2002-11-26 Thread Maxim Maletsky


Sascha Schumann [EMAIL PROTECTED] wrote... :

 A possible implementation would look like this:
 
 A new ini setting is added.
 
 php.error_lang
 
 A new function is provided.
 
 php_error_ex(int type, const char *err_code, const char *fmt, ...);
 
 The function tries to lookup the err_code key in
 php-php.error_lang.cat.  If it exists, the value will be
 used instead of the format fmt.  The control is then passed
 to php_verror().
 
 That sounds like 30-50 additional LOC to me.  No bloat in
 sight.
 
 The program which generates the .cat files (gen-cat) will
 ensure that the error code is prepended to the format
 message.  That could be a simple C file with another 50 LOC,
 parsing input files of the form
 
 file: file line | line
 line: ERROR-CODE MSG
 
 Each extension can maintain its own file (e.g. cat.session.nl for
 the NL version of the session error messages).  During
 .cat build-time, a single per-language file is generated and
 fed through gen-cat.  The result can then be used by PHP.

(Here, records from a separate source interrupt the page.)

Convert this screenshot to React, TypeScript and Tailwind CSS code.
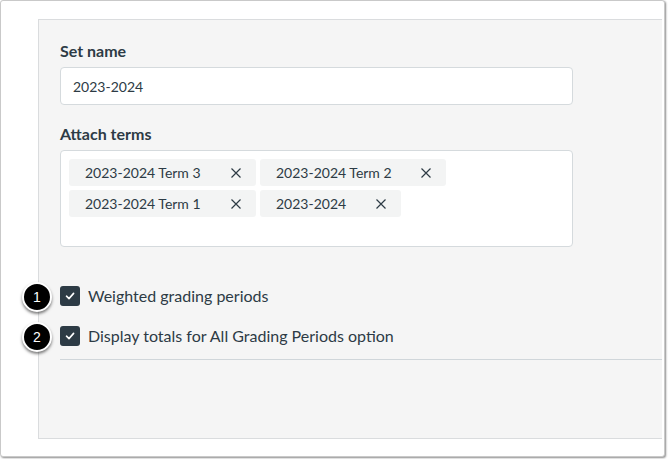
const terms = [
  { label: "2023-2024 Term 3", w: "w-[187px]" },
  { label: "2023-2024 Term 2", w: "w-[186px]" },
  { label: "2023-2024 Term 1", w: "w-[187px]" },
  { label: "2023-2024", w: "w-[141px]" },
];

const options = ["Weighted grading periods", "Display totals for All Grading Periods option"];

function XIcon() {
  return (
    <svg width="12" height="12" viewBox="0 0 12 12" className="shrink-0">
      <path d="M1.5 1.5 L10.5 10.5 M10.5 1.5 L1.5 10.5" stroke="#2d3b45" strokeWidth="1.2" fill="none" />
    </svg>
  );
}

function Check() {
  return (
    <span className="w-5 h-5 rounded-[3px] bg-[#2d3b45] flex items-center justify-center shrink-0">
      <svg width="12" height="12" viewBox="0 0 12 12">
        <path d="M2.5 6.2 L5 8.6 L9.6 3.4" stroke="white" strokeWidth="1.6" fill="none" strokeLinecap="round" strokeLinejoin="round" />
      </svg>
    </span>
  );
}

export default function App() {
  return (
    <div className="w-[668px] h-[459px] bg-white font-['Lato',sans-serif] text-[#2d3b45]">
      <div className="relative w-[665px] h-[457px] bg-white border border-[#c9c9c9] rounded-[3px] shadow-[1px_1px_2px_rgba(0,0,0,0.45)] pl-[37px] pt-[18px]">
        <div className="w-[624px] h-[420px] bg-[#f5f5f5] border-t border-l border-b border-[#dadcde] pl-[21px] pt-[19px]">
          <div className="text-base font-bold leading-6">Set name</div>
          <div className="mt-1 w-[513px] h-[38px] bg-white border border-[#d5dadd] rounded-[4px] flex items-center pl-3 text-[14px]">
            2023-2024
          </div>

          <div className="mt-[17px] text-base font-bold leading-6">Attach terms</div>
          <div className="mt-1 w-[513px] h-[97px] bg-white border border-[#d5dadd] rounded-[4px] pt-2 pl-2">
            <div className="flex flex-wrap gap-1 w-[400px]">
              {terms.map((t) => (
                <div
                  key={t.label}
                  className={`${t.w} h-[27px] bg-[#f3f4f4] rounded-[3px] flex items-center justify-between pl-4 pr-[14px] text-[14px]`}
                >
                  <span>{t.label}</span>
                  <XIcon />
                </div>
              ))}
            </div>
          </div>

          <div className="mt-[39px] flex flex-col gap-5">
            {options.map((o) => (
              <label key={o} className="flex items-center gap-2 h-5 text-base">
                <Check />
                <span>{o}</span>
              </label>
            ))}
          </div>
          <div className="mt-[13px] border-t border-[#d0d6da]" />
        </div>

        {[1, 2].map((n, i) => (
          <div
            key={n}
            className={`absolute left-[21px] ${i === 0 ? "top-[281px]" : "top-[321px]"} w-[30px] h-[30px] rounded-full bg-black border-2 border-white shadow-[0_2px_3px_rgba(0,0,0,0.5)] flex items-center justify-center text-white text-[14px] font-['Liberation_Sans',sans-serif]`}
          >
            {n}
          </div>
        ))}
      </div>
    </div>
  );
}
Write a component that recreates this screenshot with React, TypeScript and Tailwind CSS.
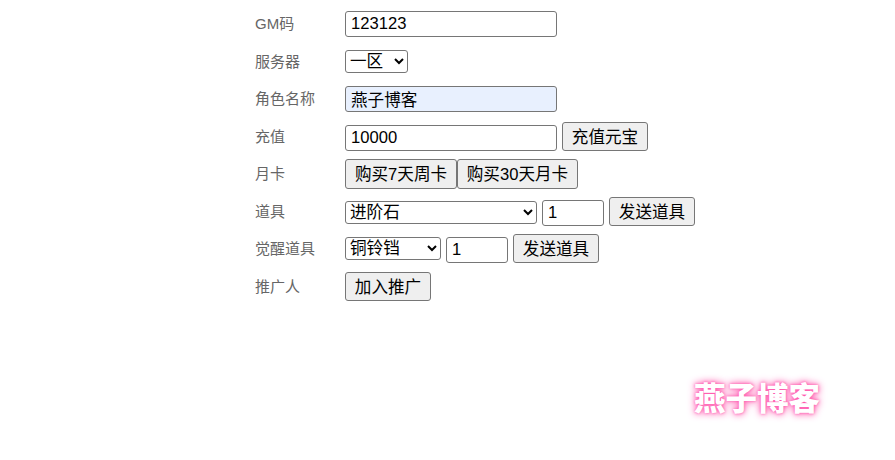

Per-extension thingies sounds nice to me - would make it easier getting the
patches with these errors from users. But, it should be in it own
directories, thought - having 20 .cat files along your .c files would be
boring.


I'd say:

ext/session/errors/en.cat

etc...

Also, a logic to always use english error as default.

 There, simple and straight-forward.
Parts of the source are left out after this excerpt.